Iceland's Ecological Changes and Geological Disasters

Iceland's Ecological Changes and Geological Disasters

Over the past few weeks in Iceland there has been increased volcanic activity from Öræfajökull to Katla and Bárðarbunga volcanos. While Öræfajökull would not be a major eruption, Katla poses a great threat to the region according to many experts. Jón Frímann tracks the volcanic and minor earthquake activity in Iceland as the fallout from volcano eruption is well documented from glacier floods which have wiped out vast tracts of agricultural fields in the country to the devastating losses of the glacier and the ecological disaster that ensues. Iceland's volcanos are part of a larger ecological chain reaction that link ecological change to geological disasters.

The volcano Katla is location is located in the south of Iceland in the Mýrdalsjökull glacier and it last erupted in1918 lasting three weeks with a cubic kilometre of material having exploded through its vent. Historical records in Iceland show that the Eyjafjallajökull volcano erupted in 920, 1612 or 1613, and 1821-1823. The last eruption of Eyjafjallajökull lasted for 14 months with intermittent bursts throughout this time. In all cases the eruption of Eyjafjallajökull volcano occurred simultaneously to or was followed by the eruption of Katla with is located 25 km to the east.

The volcano Eyjafjallajökull, located under the Eyjafjallajökull glacier, erupted in January 2010 followed by clusters of small earthquakes. By March 2010 earthquake activity had increased in intensity and frequency such that by 21 March, fountains of lava began exiting the 500-metre-long vent in the Fimmvörduháls Pass which separates the Eyjafjallajökull glacier from an even larger glacier to the east, Mýrdalsjökull.
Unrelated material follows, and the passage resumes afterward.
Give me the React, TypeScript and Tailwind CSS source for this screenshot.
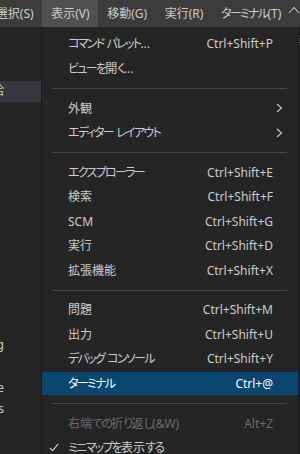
import React from "react";

type Item =
  | { sep: true }
  | {
      sep?: false;
      label: string;
      keys?: string;
      sub?: boolean;
      active?: boolean;
      disabled?: boolean;
      checked?: boolean;
    };

const items: Item[] = [
  { label: "コマンド パレット...", keys: "Ctrl+Shift+P" },
  { label: "ビューを開く..." },
  { sep: true },
  { label: "外観", sub: true },
  { label: "エディター レイアウト", sub: true },
  { sep: true },
  { label: "エクスプローラー", keys: "Ctrl+Shift+E" },
  { label: "検索", keys: "Ctrl+Shift+F" },
  { label: "SCM", keys: "Ctrl+Shift+G" },
  { label: "実行", keys: "Ctrl+Shift+D" },
  { label: "拡張機能", keys: "Ctrl+Shift+X" },
  { sep: true },
  { label: "問題", keys: "Ctrl+Shift+M" },
  { label: "出力", keys: "Ctrl+Shift+U" },
  { label: "デバッグ コンソール", keys: "Ctrl+Shift+Y" },
  { label: "ターミナル", keys: "Ctrl+@", active: true },
  { sep: true },
  { label: "右端での折り返し(&W)", keys: "Alt+Z", disabled: true },
  { label: "ミニマップを表示する", checked: true },
];

const menubar = [
  { label: "選択(S)" },
  { label: "表示(V)", open: true },
  { label: "移動(G)" },
  { label: "実行(R)" },
  { label: "ターミナル(T)" },
];

const sidebarRows: { text?: string; selected?: boolean }[] = [
  { text: "給", selected: true },
  {}, {}, {}, {}, {}, {}, {}, {}, {}, {}, {},
  { text: "Debug" },
  {},
  { text: "Save" },
  { text: "Settings" },
];

const isKana = (c: string) => /[\u3040-\u30ff]/.test(c);

function JP({ text }: { text: string }) {
  const runs: { kana: boolean; s: string }[] = [];
  for (const c of Array.from(text)) {
    const k = isKana(c);
    const last = runs[runs.length - 1];
    if (last && last.kana === k) last.s += c;
    else runs.push({ kana: k, s: c });
  }
  return (
    <>
      {runs.map((r, i) =>
        r.kana ? (
          <span key={i} className="tracking-[-1.7px]">
            {r.s}
          </span>
        ) : (
          <span key={i}>{r.s}</span>
        )
      )}
    </>
  );
}

function Chevron() {
  return (
    <svg width="7" height="10" viewBox="0 0 7 10" fill="none">
      <path d="M1 1 L5.5 5 L1 9" stroke="#cccccc" strokeWidth="1.1" />
    </svg>
  );
}

function Check() {
  return (
    <svg width="10" height="9" viewBox="0 0 10 9" fill="none">
      <path d="M0.8 4.8 L3.6 7.6 L9.2 0.8" stroke="#cccccc" strokeWidth="1.1" />
    </svg>
  );
}

export default function App() {
  return (
    <div className="w-[300px] h-[454px] overflow-hidden bg-[#252526] flex flex-col text-[12px] text-[#cccccc] font-['Noto_Sans','Noto_Sans_CJK_JP',sans-serif] [font-feature-settings:'palt']">
      {/* menubar */}
      <div className="h-[27px] shrink-0 bg-[#3c3c3c] flex items-stretch relative">
        <div className="flex items-stretch ml-[-13px]">
          {menubar.map((m) => (
            <div
              key={m.label}
              className={`px-[8.8px] flex items-center whitespace-nowrap ${m.open ? "bg-[#505050]" : ""}`}
            >
              <JP text={m.label} />
            </div>
          ))}
        </div>
        <div className="absolute left-[288px] top-[6px]">
          <svg width="12" height="8" viewBox="0 0 12 8" fill="none">
            <path d="M1 7 L6 1.5 L11 7" stroke="#cccccc" strokeWidth="1.1" />
          </svg>
        </div>
      </div>

      <div className="flex-1 flex min-h-0">
        {/* sidebar */}
        <div className="w-[41px] shrink-0 bg-[#252526] overflow-hidden pt-[54px] flex flex-col">
          {sidebarRows.map((r, i) => (
            <div
              key={i}
              className={`h-[21.2px] shrink-0 flex items-center ${r.selected ? "bg-[#37373d]" : ""}`}
            >
              {r.text && (
                <div className="w-[4px] flex justify-end whitespace-nowrap text-[12.5px]">
                  <span>{r.text}</span>
                </div>
              )}
            </div>
          ))}
        </div>

        {/* dropdown menu */}
        <div className="w-[257px] shrink-0 bg-[#252526] border-l border-[#1a1a1a] pt-[5px] flex flex-col">
          {items.map((it, i) =>
            it.sep ? (
              <div key={i} className="h-[15.6px] shrink-0 flex items-center px-[11px]">
                <div className="h-px w-full bg-[#474747]" />
              </div>
            ) : (
              <div key={i} className="h-[24.4px] shrink-0 flex items-center">
                <div
                  className={`h-[22.4px] w-full flex items-center relative pl-[26px] pr-[25px] ${
                    it.active ? "bg-[#094771] text-white" : ""
                  } ${it.disabled ? "text-[#6b6b6b]" : ""}`}
                >
                  {it.checked && (
                    <div className="absolute left-[7px] top-[6px]">
                      <Check />
                    </div>
                  )}
                  <span className="flex-1 whitespace-nowrap">
                    <JP text={it.label} />
                  </span>
                  {it.keys && <span className="whitespace-nowrap">{it.keys}</span>}
                  {it.sub && (
                    <div className="absolute right-[15px] top-[6px]">
                      <Chevron />
                    </div>
                  )}
                </div>
              </div>
            )
          )}
        </div>

        {/* editor edge */}
        <div className="flex-1 bg-[#1e1e1e] overflow-hidden pt-[9px]">
          <div className="text-[10px] leading-none text-[#8aa9c9]">≡</div>
        </div>
      </div>
    </div>
  );
}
The heat from the lava melted the glacier above vaporising some of the meltwater while flooding farmland, swelling local rivers and streams, (especially the Markarfljót River), damaging roads, and sending a 30,000-foot-tall plume of ash into the sky as a result of the rapid vaporisation of ice which sparked a series of phreatomagmatic explosions. Many people remember this event because most of Europe's airports mid-April 2010 were shut down for approximately one week due to an ash cloud in the sky which was driven across the North Atlantic Ocean to northern Europe by prevailing winds. Then in 2014 there was a similar threat posed by the Bárðarbunga volcano located under the Vatnajökull glacier which ultimately has not yet erupted.

What is worrying to scientists and Icelanders is that the seismic activity beneath the country's volcanoes is significant and there is a causal relational between the arrival of fresh magma and volcanic activity and seismic disturbances or full on earthquakes. Bárðarbunga last erupted in 2014-2015 and is located at the junction between the eastern and northern rift zones where the centre of the mantle hot spot underneath Iceland is believed to be. One of the major risks from Bárdarbunga exploding is the jökulhlaup, a glacier outburst flood (GLOFS) that would be hazardous for populations and wildlife as flood waters have been known to carry ice floes that weigh up to 5000 tons with icebergs between 100-200 tons with the ability to strike a tsunami of 4 metres high and 600 metres wide as was the case in 1996 with the eruption of Grímsvötn volcano situated under the Vatnajökull glacier. The Grímsvötn volcano has erupted several times since in 1998, 2004 and 2011 and the dangers resulting from another such eruption are multiple: an avalanche of rock or heavy snow, an earthquake or cryoseism (and ice or frost quake), volcanic eruptions under the ice leading to jökulhlaup, or if a large enough portion of a glacier breaks off other water bodies can be drastically displaced.

There are recent worries about Bárðarbunga erupting again given that the lava field surrounding this volcano, Holuhraun (originally named Kvislarhraun), is situated at the southern end of Ódáðahraun, one of the largest lava fields in the country. However, thanks to much scientific research is that there is a confirmed link between climate change and increased volcanic eruptions due to post-glacial rebound or isostatic rebound whereby the melting glaciers due to the warming Arctic are causing the glaciers to melt where pressure of ice and rocks rocks being released from the underlying volcanos. There is a chain reaction between Iceland's seismic activity, glacier melt, isostatic rebound, and volcanic activity and the answer to Iceland's geological woes are to be found within ecological change around the globe.